In October, they fired the chief administrative officer and hired former Richmond County and Port Hawkesbury CAO Maris Freimanis to take over on an interim basis.

Freimanis said the village has not produced audited financial statements for two years and said two accounting firms he spoke to say it will be "almost impossible" to do so now.

He said there is money in four of the village's six bank accounts, but most of it is earmarked for specific expenses and can't be used for general operations.

"I'm not going to say we're bankrupt, but we're very borderline," Freimanis said.

The village used to have its utility and tax bills sent out by Victoria County. The previous administrator was in the process of trying to do that herself this year.
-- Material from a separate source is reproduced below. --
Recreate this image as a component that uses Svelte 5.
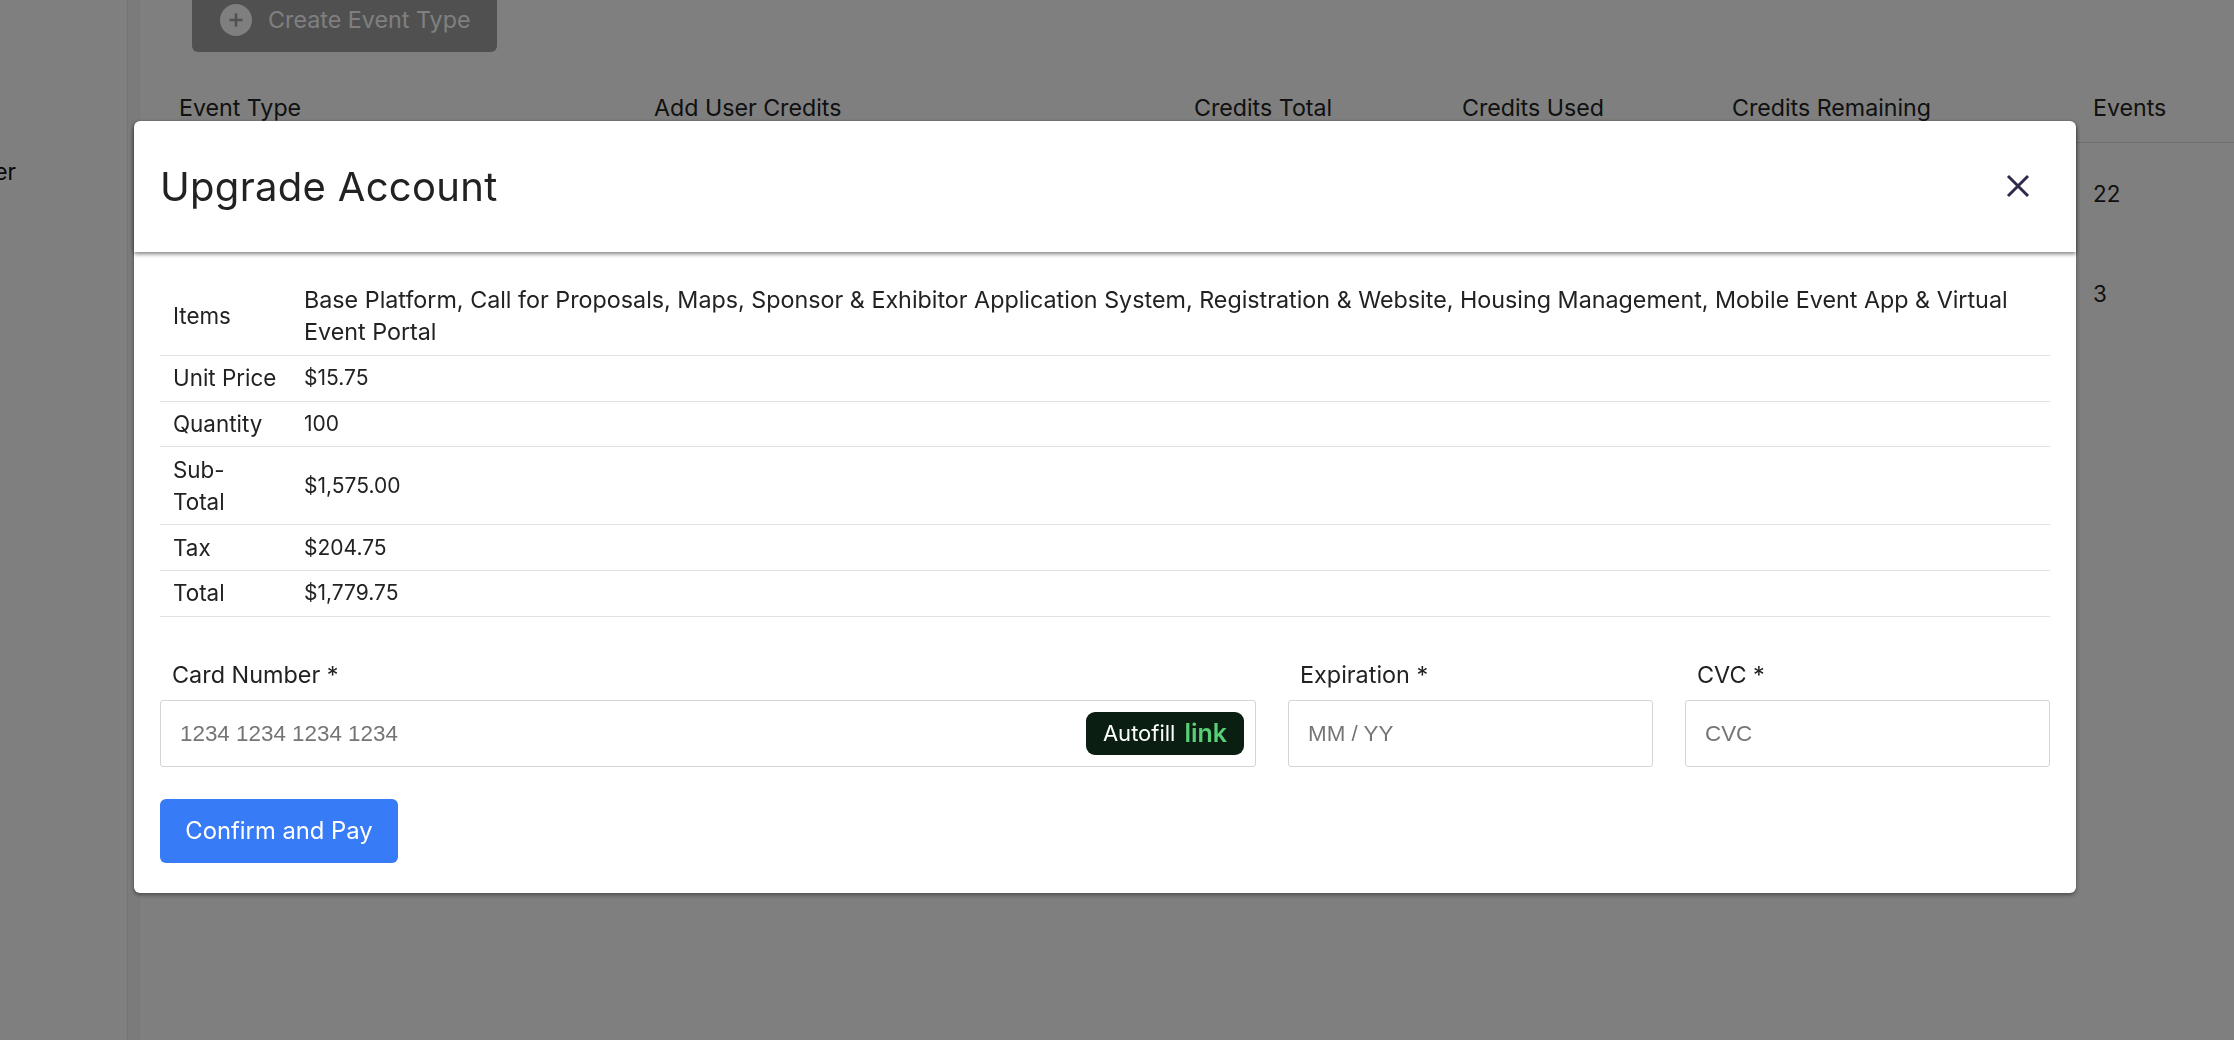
<script>
  const rows = [
    ['Items', 'Base Platform, Call for Proposals, Maps, Sponsor & Exhibitor Application System, Registration & Website, Housing Management, Mobile Event App & Virtual Event Portal', 'long'],
    ['Unit Price', '$15.75', ''],
    ['Quantity', '100', ''],
    ['Sub-\nTotal', '$1,575.00', ''],
    ['Tax', '$204.75', ''],
    ['Total', '$1,779.75', '']
  ];
  const cols = ['Event Type', 'Add User Credits', 'Credits Total', 'Credits Used', 'Credits Remaining', 'Events'];
</script>

<div class="page">
  <aside class="side"><span class="sidelabel">User</span></aside>
  <div class="rail"></div>
  <main class="main">
    <button class="create">
      <span class="plus"><svg width="16" height="16" viewBox="0 0 16 16"><path d="M8 1.5v13M1.5 8h13" stroke="#a0a0a0" stroke-width="2.6" /></svg></span>
      <span class="createlabel">Create Event Type</span>
    </button>
    <div class="thead">
      {#each cols as c}<div>{c}</div>{/each}
    </div>
    <div class="tbody"><div class="num">22</div><div class="num">3</div></div>
  </main>
</div>

<div class="overlay">
  <div class="modal">
    <header class="head">
      <h2>Upgrade Account</h2>
      <svg class="close" width="24" height="24" viewBox="0 0 24 24"><path d="M2 2l20 20M22 2L2 22" stroke="#2d2a4a" stroke-width="3" fill="none" /></svg>
    </header>
    <div class="body">
      <table>
        <tbody>
          {#each rows as r}
            <tr><td class="k">{r[0]}</td><td class="v {r[2]}">{r[1]}</td></tr>
          {/each}
        </tbody>
      </table>
      <div class="fields">
        <div class="field card">
          <span class="label">Card Number *</span>
          <div class="input">
            <span class="ph">1234 1234 1234 1234</span>
            <span class="autofill">Autofill <b>link</b></span>
          </div>
        </div>
        <div class="field exp">
          <span class="label">Expiration *</span>
          <div class="input"><span class="ph">MM / YY</span></div>
        </div>
        <div class="field cvc">
          <span class="label">CVC *</span>
          <div class="input"><span class="ph">CVC</span></div>
        </div>
      </div>
      <button class="pay">Confirm and Pay</button>
    </div>
  </div>
</div>

<style>
  :global(body) { margin: 0; background: #fff; font-family: Inter, "Noto Sans", sans-serif; color: #333; overflow: hidden; }
  .page { display: flex; height: 1040px; overflow: hidden; background: #fff; }
  .side { width: 127px; flex: none; padding-top: 159px; overflow: hidden; font-size: 22.4px; line-height: 26px; }
  .sidelabel { display: block; margin-left: -34px; color: #111; }
  .rail { width: 13px; flex: none; background: #f6f6f6; border-left: 1px solid #e8e8e8; border-right: 1px solid #f0f0f0; box-sizing: border-box; }
  .main { flex: 1; min-width: 0; display: flex; flex-direction: column; align-items: flex-start; }
  .create { margin: -12px 0 0 52px; width: 305px; height: 64px; box-sizing: border-box; border: 0; border-radius: 6px; background: #a0a0a0; color: #fff; font: 400 23.3px Inter, sans-serif; display: flex; align-items: center; gap: 16px; padding: 0 0 0 28px; }
  .createlabel { margin-top: -2px; }
  .plus { width: 32px; height: 32px; border-radius: 50%; background: #fff; display: flex; align-items: center; justify-content: center; }
  .thead { margin-top: 43px; align-self: stretch; display: grid; grid-template-columns: 475px 540px 268px 270px 361px 1fr; padding-left: 39px; height: 47px; border-bottom: 1px solid #ddd; font-size: 23.2px; line-height: 26px; color: #222; }
  .tbody { align-self: stretch; padding-left: 1953px; font-size: 22.4px; line-height: 26px; color: #222; }
  .num { height: 100px; padding-top: 38px; box-sizing: border-box; }
  .overlay { position: fixed; inset: 0; background: rgba(0, 0, 0, 0.5); }
  .modal { margin: 121px 0 0 134px; width: 1942px; height: 772px; background: #fff; border-radius: 6px; box-shadow: 0 2px 4px rgba(0, 0, 0, 0.4); display: flex; flex-direction: column; color: #222; font-size: 22.4px; }
  .head { height: 131px; flex: none; display: flex; align-items: center; justify-content: space-between; padding: 0 46px 0 26px; box-shadow: 0 2px 4px rgba(0, 0, 0, 0.5); border-radius: 6px 6px 0 0; }
  h2 { margin: 0; font-weight: 400; font-size: 40px; letter-spacing: 0.3px; color: #222; }
  .close { margin-top: -2px; }
  .body { padding: 26px 26px 0; flex: 1; }
  table { width: 100%; border-collapse: collapse; line-height: 32px; }
  td { padding: 6.4px 13px; border-bottom: 1px solid #e2e2e2; vertical-align: middle; }
  td.k { width: 105px; white-space: pre; }
  td.v { font-size: 21px; }
  td.v.long { font-size: 23.3px; }
  .fields { margin-top: 42px; display: flex; gap: 32px; }
  .card { width: 1096px; }
  .exp { width: 365px; }
  .cvc { width: 365px; }
  .label { display: block; padding-left: 12px; line-height: 32px; margin-bottom: 9px; font-size: 23.4px; }
  .input { height: 67px; box-sizing: border-box; border: 1px solid #d5d5d5; border-radius: 3px; padding: 0 11px 0 19px; display: flex; align-items: center; justify-content: space-between; }
  .ph { font: 22.4px "Liberation Sans", Arial, sans-serif; color: #757575; margin-top: 2px; }
  .autofill { width: 158px; height: 43px; box-sizing: border-box; background: #0a1f12; border-radius: 9px; color: #fff; font-size: 22px; display: flex; align-items: center; justify-content: center; gap: 9px; }
  .autofill b { color: #58cf76; font-weight: 600; font-size: 25px; }
  .pay { display: block; margin-top: 32px; width: 238px; height: 64px; border: 0; border-radius: 6px; background: #387bf6; color: #fff; font: 400 23.8px Inter, sans-serif; }
</style>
Freimanis said the bills are now going out late and the village needs the money to come in to continue operating.

Village commissioner Michele Stephens says people seem willing to accept an increase in tax and utility charges as long as services are maintained. (Tom Ayers/CBC)

Michele Stephens was the only village commissioner who spoke against dissolution.

"Once we get through this quagmire that we're in right now, yes, I do believe that we have a great future and I don't believe it's all doom and gloom," she said.

Several residents suggested postponing the vote on dissolution until financial statements could be produced, but when the commission would not entertain that idea, some said their only option was to vote against dissolution in hopes that financial statements could be produced and brought back to the public at a later date.

By a show of hands, no one voted in favour of dissolution. Many hands went up in opposition and commission chair Bill Marchant said there was no need to count.

After the meeting, Marchant said coming up with financial statements is not realistic.

Bill Marchant, chair of the Village of Baddeck commission, says the commission will come up with governance options and it will be up to the community to decide how to proceed. (Tom Ayers/CBC)

"I don't believe it is," he said. "I'm not sure why they couldn't understand that."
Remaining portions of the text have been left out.